*Request*
Pictures in the data below are not part of the copy; transcribe everything else exactly.

*Data*
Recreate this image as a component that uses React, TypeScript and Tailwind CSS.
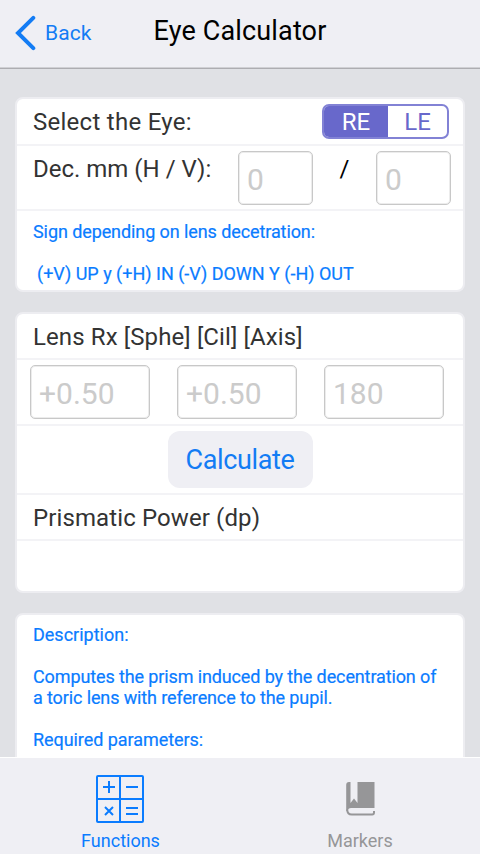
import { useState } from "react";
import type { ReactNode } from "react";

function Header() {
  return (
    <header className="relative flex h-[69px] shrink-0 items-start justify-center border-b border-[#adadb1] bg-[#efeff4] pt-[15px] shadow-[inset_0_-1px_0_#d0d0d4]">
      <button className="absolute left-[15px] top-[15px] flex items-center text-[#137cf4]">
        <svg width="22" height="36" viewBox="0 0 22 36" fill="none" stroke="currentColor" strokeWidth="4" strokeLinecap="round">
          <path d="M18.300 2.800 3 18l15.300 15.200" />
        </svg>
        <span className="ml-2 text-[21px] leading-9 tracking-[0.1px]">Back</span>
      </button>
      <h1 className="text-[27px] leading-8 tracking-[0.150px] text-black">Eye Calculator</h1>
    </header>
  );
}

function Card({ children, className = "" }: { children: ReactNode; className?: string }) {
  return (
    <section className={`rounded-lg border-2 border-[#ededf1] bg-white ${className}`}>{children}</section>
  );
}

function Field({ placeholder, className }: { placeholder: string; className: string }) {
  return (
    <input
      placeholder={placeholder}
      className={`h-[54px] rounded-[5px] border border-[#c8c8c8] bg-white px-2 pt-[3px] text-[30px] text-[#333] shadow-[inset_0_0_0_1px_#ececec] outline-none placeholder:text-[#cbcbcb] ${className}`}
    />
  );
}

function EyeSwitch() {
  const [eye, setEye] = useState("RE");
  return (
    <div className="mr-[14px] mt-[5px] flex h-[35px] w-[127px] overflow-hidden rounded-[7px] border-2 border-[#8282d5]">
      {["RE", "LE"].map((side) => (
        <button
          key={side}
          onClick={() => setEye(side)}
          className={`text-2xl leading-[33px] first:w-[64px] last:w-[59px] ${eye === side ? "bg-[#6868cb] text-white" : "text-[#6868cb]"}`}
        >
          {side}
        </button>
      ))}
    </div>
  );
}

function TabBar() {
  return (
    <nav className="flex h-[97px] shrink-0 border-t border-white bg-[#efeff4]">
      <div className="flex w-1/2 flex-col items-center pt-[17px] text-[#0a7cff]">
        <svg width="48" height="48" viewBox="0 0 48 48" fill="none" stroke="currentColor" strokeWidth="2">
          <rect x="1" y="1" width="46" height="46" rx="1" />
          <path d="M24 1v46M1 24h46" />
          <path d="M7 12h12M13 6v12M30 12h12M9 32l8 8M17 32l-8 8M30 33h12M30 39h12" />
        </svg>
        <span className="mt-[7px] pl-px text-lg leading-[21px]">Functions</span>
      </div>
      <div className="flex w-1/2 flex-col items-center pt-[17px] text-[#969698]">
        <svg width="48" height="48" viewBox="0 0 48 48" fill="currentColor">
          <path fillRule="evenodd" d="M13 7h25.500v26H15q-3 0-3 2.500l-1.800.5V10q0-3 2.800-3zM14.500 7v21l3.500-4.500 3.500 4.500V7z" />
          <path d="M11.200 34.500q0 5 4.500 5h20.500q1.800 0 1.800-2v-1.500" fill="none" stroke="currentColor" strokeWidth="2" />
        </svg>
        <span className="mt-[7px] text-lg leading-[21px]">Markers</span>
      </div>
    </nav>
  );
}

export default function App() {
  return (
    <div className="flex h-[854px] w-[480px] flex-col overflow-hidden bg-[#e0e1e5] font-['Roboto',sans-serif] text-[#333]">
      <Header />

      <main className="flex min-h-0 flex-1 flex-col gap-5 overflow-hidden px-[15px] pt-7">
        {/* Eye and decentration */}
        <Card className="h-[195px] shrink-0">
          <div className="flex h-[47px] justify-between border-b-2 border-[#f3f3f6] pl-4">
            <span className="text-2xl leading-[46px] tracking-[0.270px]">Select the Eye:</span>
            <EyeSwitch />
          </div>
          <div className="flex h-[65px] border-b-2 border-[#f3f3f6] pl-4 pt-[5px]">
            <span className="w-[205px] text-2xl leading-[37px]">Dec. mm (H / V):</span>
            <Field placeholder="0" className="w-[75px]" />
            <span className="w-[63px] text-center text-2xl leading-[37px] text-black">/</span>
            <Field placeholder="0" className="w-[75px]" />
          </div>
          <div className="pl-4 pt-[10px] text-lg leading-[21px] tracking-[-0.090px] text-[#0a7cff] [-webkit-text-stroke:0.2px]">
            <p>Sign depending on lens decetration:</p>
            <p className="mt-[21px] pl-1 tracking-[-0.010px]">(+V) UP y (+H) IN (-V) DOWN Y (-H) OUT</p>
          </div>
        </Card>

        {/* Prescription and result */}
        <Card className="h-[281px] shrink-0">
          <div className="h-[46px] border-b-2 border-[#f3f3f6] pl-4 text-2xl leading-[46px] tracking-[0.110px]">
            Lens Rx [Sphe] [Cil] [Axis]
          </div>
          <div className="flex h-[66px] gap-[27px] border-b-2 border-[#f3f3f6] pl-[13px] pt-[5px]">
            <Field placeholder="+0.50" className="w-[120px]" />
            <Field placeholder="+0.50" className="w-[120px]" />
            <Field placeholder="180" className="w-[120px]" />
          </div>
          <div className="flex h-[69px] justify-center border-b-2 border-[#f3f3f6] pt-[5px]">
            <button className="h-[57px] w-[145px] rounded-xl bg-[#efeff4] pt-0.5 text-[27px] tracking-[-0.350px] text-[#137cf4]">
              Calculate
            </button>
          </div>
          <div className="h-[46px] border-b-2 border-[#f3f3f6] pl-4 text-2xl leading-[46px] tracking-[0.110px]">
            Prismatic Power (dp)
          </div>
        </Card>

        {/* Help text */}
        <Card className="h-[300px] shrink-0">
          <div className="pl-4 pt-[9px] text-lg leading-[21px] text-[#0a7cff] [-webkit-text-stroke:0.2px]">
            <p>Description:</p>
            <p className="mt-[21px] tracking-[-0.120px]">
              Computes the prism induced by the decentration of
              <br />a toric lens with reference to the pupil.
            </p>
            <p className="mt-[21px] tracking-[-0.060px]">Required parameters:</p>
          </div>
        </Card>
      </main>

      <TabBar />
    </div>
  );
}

*The output*
Recreate this image as a component that uses React, TypeScript and Tailwind CSS.
import { useState } from "react";
import type { ReactNode } from "react";

function Header() {
  return (
    <header className="relative flex h-[69px] shrink-0 items-start justify-center border-b border-[#adadb1] bg-[#efeff4] pt-[15px] shadow-[inset_0_-1px_0_#d0d0d4]">
      <button className="absolute left-[15px] top-[15px] flex items-center text-[#137cf4]">
        <svg width="22" height="36" viewBox="0 0 22 36" fill="none" stroke="currentColor" strokeWidth="4" strokeLinecap="round">
          <path d="M18.300 2.800 3 18l15.300 15.200" />
        </svg>
        <span className="ml-2 text-[21px] leading-9 tracking-[0.1px]">Back</span>
      </button>
      <h1 className="text-[27px] leading-8 tracking-[0.150px] text-black">Eye Calculator</h1>
    </header>
  );
}

function Card({ children, className = "" }: { children: ReactNode; className?: string }) {
  return (
    <section className={`rounded-lg border-2 border-[#ededf1] bg-white ${className}`}>{children}</section>
  );
}

function Field({ placeholder, className }: { placeholder: string; className: string }) {
  return (
    <input
      placeholder={placeholder}
      className={`h-[54px] rounded-[5px] border border-[#c8c8c8] bg-white px-2 pt-[3px] text-[30px] text-[#333] shadow-[inset_0_0_0_1px_#ececec] outline-none placeholder:text-[#cbcbcb] ${className}`}
    />
  );
}

function EyeSwitch() {
  const [eye, setEye] = useState("RE");
  return (
    <div className="mr-[14px] mt-[5px] flex h-[35px] w-[127px] overflow-hidden rounded-[7px] border-2 border-[#8282d5]">
      {["RE", "LE"].map((side) => (
        <button
          key={side}
          onClick={() => setEye(side)}
          className={`text-2xl leading-[33px] first:w-[64px] last:w-[59px] ${eye === side ? "bg-[#6868cb] text-white" : "text-[#6868cb]"}`}
        >
          {side}
        </button>
      ))}
    </div>
  );
}

function TabBar() {
  return (
    <nav className="flex h-[97px] shrink-0 border-t border-white bg-[#efeff4]">
      <div className="flex w-1/2 flex-col items-center pt-[17px] text-[#0a7cff]">
        <svg width="48" height="48" viewBox="0 0 48 48" fill="none" stroke="currentColor" strokeWidth="2">
          <rect x="1" y="1" width="46" height="46" rx="1" />
          <path d="M24 1v46M1 24h46" />
          <path d="M7 12h12M13 6v12M30 12h12M9 32l8 8M17 32l-8 8M30 33h12M30 39h12" />
        </svg>
        <span className="mt-[7px] pl-px text-lg leading-[21px]">Functions</span>
      </div>
      <div className="flex w-1/2 flex-col items-center pt-[17px] text-[#969698]">
        <svg width="48" height="48" viewBox="0 0 48 48" fill="currentColor">
          <path fillRule="evenodd" d="M13 7h25.500v26H15q-3 0-3 2.500l-1.800.5V10q0-3 2.800-3zM14.500 7v21l3.500-4.500 3.500 4.500V7z" />
          <path d="M11.200 34.500q0 5 4.500 5h20.500q1.800 0 1.800-2v-1.500" fill="none" stroke="currentColor" strokeWidth="2" />
        </svg>
        <span className="mt-[7px] text-lg leading-[21px]">Markers</span>
      </div>
    </nav>
  );
}

export default function App() {
  return (
    <div className="flex h-[854px] w-[480px] flex-col overflow-hidden bg-[#e0e1e5] font-['Roboto',sans-serif] text-[#333]">
      <Header />

      <main className="flex min-h-0 flex-1 flex-col gap-5 overflow-hidden px-[15px] pt-7">
        {/* Eye and decentration */}
        <Card className="h-[195px] shrink-0">
          <div className="flex h-[47px] justify-between border-b-2 border-[#f3f3f6] pl-4">
            <span className="text-2xl leading-[46px] tracking-[0.270px]">Select the Eye:</span>
            <EyeSwitch />
          </div>
          <div className="flex h-[65px] border-b-2 border-[#f3f3f6] pl-4 pt-[5px]">
            <span className="w-[205px] text-2xl leading-[37px]">Dec. mm (H / V):</span>
            <Field placeholder="0" className="w-[75px]" />
            <span className="w-[63px] text-center text-2xl leading-[37px] text-black">/</span>
            <Field placeholder="0" className="w-[75px]" />
          </div>
          <div className="pl-4 pt-[10px] text-lg leading-[21px] tracking-[-0.090px] text-[#0a7cff] [-webkit-text-stroke:0.2px]">
            <p>Sign depending on lens decetration:</p>
            <p className="mt-[21px] pl-1 tracking-[-0.010px]">(+V) UP y (+H) IN (-V) DOWN Y (-H) OUT</p>
          </div>
        </Card>

        {/* Prescription and result */}
        <Card className="h-[281px] shrink-0">
          <div className="h-[46px] border-b-2 border-[#f3f3f6] pl-4 text-2xl leading-[46px] tracking-[0.110px]">
            Lens Rx [Sphe] [Cil] [Axis]
          </div>
          <div className="flex h-[66px] gap-[27px] border-b-2 border-[#f3f3f6] pl-[13px] pt-[5px]">
            <Field placeholder="+0.50" className="w-[120px]" />
            <Field placeholder="+0.50" className="w-[120px]" />
            <Field placeholder="180" className="w-[120px]" />
          </div>
          <div className="flex h-[69px] justify-center border-b-2 border-[#f3f3f6] pt-[5px]">
            <button className="h-[57px] w-[145px] rounded-xl bg-[#efeff4] pt-0.5 text-[27px] tracking-[-0.350px] text-[#137cf4]">
              Calculate
            </button>
          </div>
          <div className="h-[46px] border-b-2 border-[#f3f3f6] pl-4 text-2xl leading-[46px] tracking-[0.110px]">
            Prismatic Power (dp)
          </div>
        </Card>

        {/* Help text */}
        <Card className="h-[300px] shrink-0">
          <div className="pl-4 pt-[9px] text-lg leading-[21px] text-[#0a7cff] [-webkit-text-stroke:0.2px]">
            <p>Description:</p>
            <p className="mt-[21px] tracking-[-0.120px]">
              Computes the prism induced by the decentration of
              <br />a toric lens with reference to the pupil.
            </p>
            <p className="mt-[21px] tracking-[-0.060px]">Required parameters:</p>
          </div>
        </Card>
      </main>

      <TabBar />
    </div>
  );
}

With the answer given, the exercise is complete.